Well, this says it all!

The top tennis players all plan their year ahead, with the aim of peaking for the grand slams – the Australian (Jan), French (May/June), Wimbledon (June/July) and the US Open (Aug/Sept), followed by the ATP Tour Finals at the end of the season (Nov).  This year has seen added complications for the top players with the Olympics, which was clearly a major goal for the two finalists, providing an additional challenging, while the season is compressed with the ATP Tour Finals this year starting earlier – the beginning rather then late November.

So far we have seen Federer’s plan to get back to the top realised, following his Wimbledon win, but although his form has been phenomenal for most of the year, he described himself as emotionally drained by the time he’d lost a one sided Olympic final.  Murray played tremendously well and his first win over Federer in a best of five final will hopefully be the prelude to a first slam win.

Planning, in detail, is the key to reaching high performances at the right time and, typically, all professional players sit down with their team at the end of the year to determine their key goals and what they need to do to achieve them.  For the best this is the ultimate in outcome based planning, working through what the outcomes are, what performance levels are needed to achieve them and what processes they need to go through to achieve.

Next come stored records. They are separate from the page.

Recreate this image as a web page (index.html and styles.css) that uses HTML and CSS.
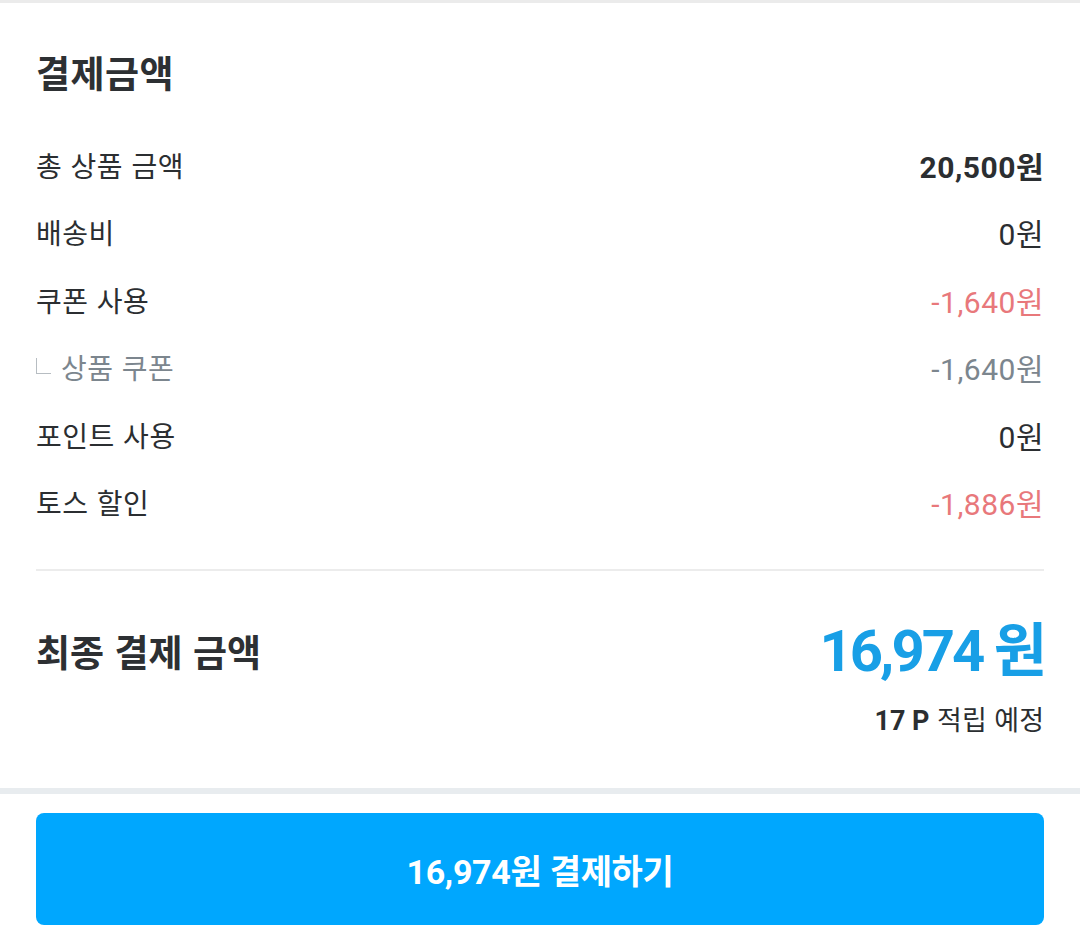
FILE: index.html
```html
<!DOCTYPE html>
<html lang="ko">
<head>
<meta charset="utf-8">
<link rel="stylesheet" href="styles.css">
</head>
<body>
<div class="top-line"></div>
<section class="summary">
  <h2 class="title">결제금액</h2>
  <ul class="rows">
    <li class="row"><span class="label">총 상품 금액</span><span class="value strong">20,500원</span></li>
    <li class="row"><span class="label">배송비</span><span class="value">0원</span></li>
    <li class="row"><span class="label">쿠폰 사용</span><span class="value red">-1,640원</span></li>
    <li class="row sub"><span class="label"><span class="corner"></span>상품 쿠폰</span><span class="value">-1,640원</span></li>
    <li class="row"><span class="label">포인트 사용</span><span class="value">0원</span></li>
    <li class="row"><span class="label">토스 할인</span><span class="value red">-1,886원</span></li>
  </ul>
  <div class="divider"></div>
  <div class="final">
    <span class="final-label">최종 결제 금액</span>
    <span class="final-amount">16,974 원</span>
  </div>
  <div class="points"><b>17 P</b> 적립 예정</div>
</section>
<div class="band"></div>
<footer class="footer">
  <button class="pay">16,974원 결제하기</button>
</footer>
</body>
</html>
```
FILE: styles.css
```css
html, body {
  margin: 0;
  padding: 0;
  background: #fff;
}
body {
  width: 1080px;
  height: 941px;
  overflow: hidden;
  font-family: "Noto Sans CJK KR", "Noto Sans", sans-serif;
  color: #2b2e31;
}
.top-line {
  height: 3px;
  background: #ebebeb;
}
.summary {
  padding: 0 36px;
}
.title {
  margin: 0;
  padding-top: 44px;
  font-size: 37px;
  line-height: 50px;
  font-weight: 700;
  letter-spacing: 0.5px;
  color: #2d3033;
}
.rows {
  list-style: none;
  margin: 0;
  padding: 34px 0 0;
}
.row {
  display: flex;
  justify-content: space-between;
  align-items: center;
  height: 67.5px;
  font-size: 28px;
  letter-spacing: 0.5px;
}
.label {
  display: flex;
  align-items: center;
}
.value {
  font-family: Roboto, "Noto Sans CJK KR", sans-serif;
  font-size: 30px;
  letter-spacing: 0.5px;
  color: #2b2e31;
}
.value.strong {
  font-weight: 700;
}
.value.red {
  color: #e8787b;
}
.row.sub .label,
.row.sub .value {
  color: #7c868e;
}
.corner {
  display: inline-block;
  width: 14px;
  height: 15px;
  border-left: 1.5px solid #b7bdc2;
  border-bottom: 1.5px solid #b7bdc2;
  margin: 0 10px 0 0;
  position: relative;
  top: -1px;
}
.divider {
  margin-top: 33px;
  height: 2px;
  background: #ececec;
}
.final {
  display: flex;
  justify-content: space-between;
  align-items: center;
  height: 66px;
  margin-top: 47px;
}
.final-label {
  font-size: 37px;
  font-weight: 700;
  letter-spacing: 0;
  color: #2d3033;
}
.final-amount {
  font-family: Roboto, "Noto Sans CJK KR", sans-serif;
  font-size: 58px;
  font-weight: 700;
  letter-spacing: -3px;
  color: #189fe6;
  line-height: 66px;
}
.points {
  text-align: right;
  font-size: 27px;
  line-height: 36px;
  margin-top: 17px;
  color: #2b2e31;
}
.points b {
  font-family: Roboto, "Noto Sans CJK KR", sans-serif;
  font-weight: 700;
}
.band {
  margin-top: 49px;
  height: 6px;
  background: #e8ecef;
}
.footer {
  padding: 19px 36px 0;
}
.pay {
  display: block;
  width: 100%;
  height: 112px;
  border: none;
  border-radius: 8px;
  background: #00a7fe;
  color: #fff;
  font-family: Roboto, "Noto Sans CJK KR", sans-serif;
  font-size: 34px;
  font-weight: 700;
  letter-spacing: -0.3px;
}
```
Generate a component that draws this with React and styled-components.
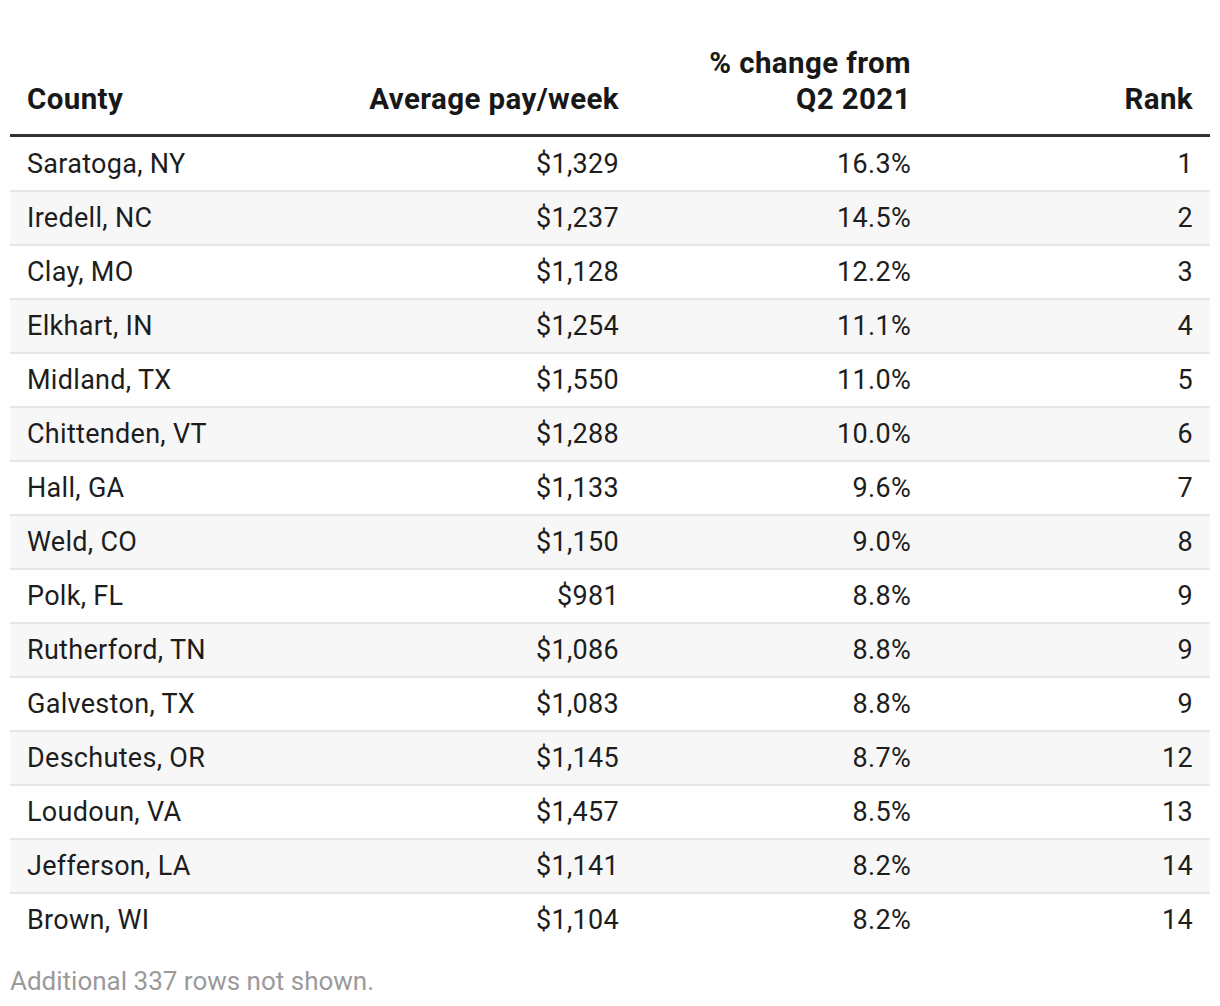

British Cycling has been an outstanding example of this over the last decade, with Dave Brailsford and his team planning and then executing plans to take British Cycling first to the top of the track cycling tree and latterly, to the peak of road racing with Bradley Wiggin’s victory in the Tour de France.  While Bradley and other key characters like Sir Chris Hoy, Victoria Pendleton, Laura Trott and Jason Kenny may be the headline names, all are keen to stress that their success is the result of a well planned team effort, with a large and complex team.  This should of course be the way we work in all areas of endeavour – if we want to be successful it needs to be, so why isn’t it?!